As they assault statues of America’s founding fathers, the mobs are unable or unwilling to make a distinction between something rotten and wrong at its core (like the Confederate States) and something imperfect but good at its core (like the United States).
The entire founding project—with all its contortions and compromises—was a step toward a freer, more just nation and world. But, again, don’t take my word for it.
Rather than calling for statues of Jefferson to be torn down, Martin Luther King Jr. called Jefferson’s Declaration of Independence “majestic,” specifically citing the most famous words in the American lexicon: “We hold these truths to be self-evident, that all men are created equal, that they are endowed by God, Creator, with certain inalienable rights, that among these are life, liberty and the pursuit of happiness.”
“This is a dream,” King cheered, “a great dream.”
Unlike the mobs, King was able to look beyond the flaws and failures of the founders—and see what they envisioned, what they hoped for, what they dreamed. King saw that Jefferson’s masterpiece reflects “an amazing universalism.” The Declaration of Independence, King explained, “doesn’t say ‘some men,’ it says ‘all men.’ It doesn’t say ‘all white men,’ it says ‘all men,’ which includes black men. It does not say ‘all Gentiles,’ it says ‘all men,’ which includes Jews.

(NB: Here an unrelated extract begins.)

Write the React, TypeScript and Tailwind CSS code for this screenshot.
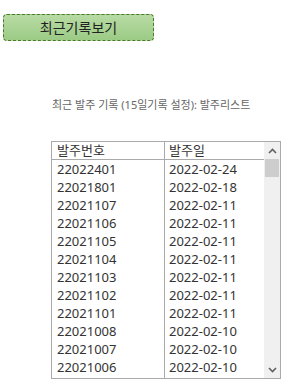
import React from "react";

const rows: [string, string][] = [
  ["22022401", "2022-02-24"],
  ["22021801", "2022-02-18"],
  ["22021107", "2022-02-11"],
  ["22021106", "2022-02-11"],
  ["22021105", "2022-02-11"],
  ["22021104", "2022-02-11"],
  ["22021103", "2022-02-11"],
  ["22021102", "2022-02-11"],
  ["22021101", "2022-02-11"],
  ["22021008", "2022-02-10"],
  ["22021007", "2022-02-10"],
  ["22021006", "2022-02-10"],
];

const font = { fontFamily: '"Noto Sans", "Noto Sans CJK KR", sans-serif' };

const App = () => {
  return (
    <div className="w-[291px] h-[392px] bg-white relative" style={font}>
      {/* 버튼 */}
      <div className="pt-[14px] pl-[3px]">
        <button className="w-[151px] h-[27px] rounded-[4px] border border-dashed border-[#4a7a2c] bg-gradient-to-b from-[#b8dba4] to-[#9bcb85] text-[14px] text-[#222] flex items-center justify-center">
          최근기록보기
        </button>
      </div>

      {/* 설명 */}
      <p className="mt-[57px] ml-[52px] text-[11px] leading-[14px] text-[#666]">
        최근 발주 기록 (15일기록 설정): 발주리스트
      </p>

      {/* 리스트 */}
      <div className="mt-[29px] ml-[51px] w-[230px] h-[238px] border border-[#aaa] flex overflow-hidden">
        <div className="flex-1 flex flex-col">
          <div className="flex h-[18px] border-b border-[#aaa] text-[13px] leading-[17px] text-[#333]">
            <div className="w-[113px] border-r border-[#aaa] pl-[5px]">발주번호</div>
            <div className="flex-1 pl-[4px]">발주일</div>
          </div>
          {rows.map(([no, date]) => (
            <div key={no} className="flex h-[18px] shrink-0 text-[13px] leading-[18px] text-[#333]">
              <div className="w-[113px] border-r border-[#aaa] pl-[5px]">{no}</div>
              <div className="flex-1 pl-[4px]">{date}</div>
            </div>
          ))}
          <div className="flex flex-1">
            <div className="w-[113px] border-r border-[#aaa]" />
          </div>
        </div>

        {/* 스크롤바 */}
        <div className="w-[16px] bg-[#f0f0f0] flex flex-col">
          <div className="h-[17px] flex items-center justify-center">
            <svg width="9" height="6" viewBox="0 0 9 6">
              <path d="M1 5 L4.5 1.5 L8 5" stroke="#606060" strokeWidth="1.6" fill="none" />
            </svg>
          </div>
          <div className="h-[18px] mx-[1px] bg-[#cdcdcd]" />
          <div className="flex-1" />
          <div className="h-[17px] flex items-center justify-center">
            <svg width="9" height="6" viewBox="0 0 9 6">
              <path d="M1 1 L4.5 4.5 L8 1" stroke="#606060" strokeWidth="1.6" fill="none" />
            </svg>
          </div>
        </div>
      </div>
    </div>
  );
};

export default App;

It doesn’t say ‘all Protestants,’ it says ‘all men,’ which includes Catholics. It doesn’t even say ‘all theists and believers,’ it says ‘all men,’ which includes humanists and agnostics.”
King understood that this document, this dream, makes America exceptional. “That dream goes on to say another thing that ultimately distinguishes our nation and our form of government from any totalitarian system in the world. It says that each of us has certain basic rights that are neither derived from or conferred by the state… They are God-given, gifts from His hands. Never before in the history of the world has a sociopolitical document expressed in such profound, eloquent, and unequivocal language the dignity and the worth of human personality.”
Like Lincoln, King believed that “God somehow called America to do a special job for mankind and the world.” And unlike the mob, King had the wisdom to recognize that even though America is imperfect, “the founding fathers of our nation dreamed this dream in all of its magnificence” and “professed the great principles of democracy.” They may not have practiced those principles to the full—they may not have known how to practice them—but they were the first to profess them so clearly and plainly. As King understood, that was an enormous step for humanity. “We have a great dream. It started way back in 1776, and God grant that America will be true to her dream.”
King recognized that for nations, as for individuals, the measure of goodness is not perfection, but rather direction. America was born headed in the right direction—and continues to build a “more perfect union” dreamed up by imperfect men.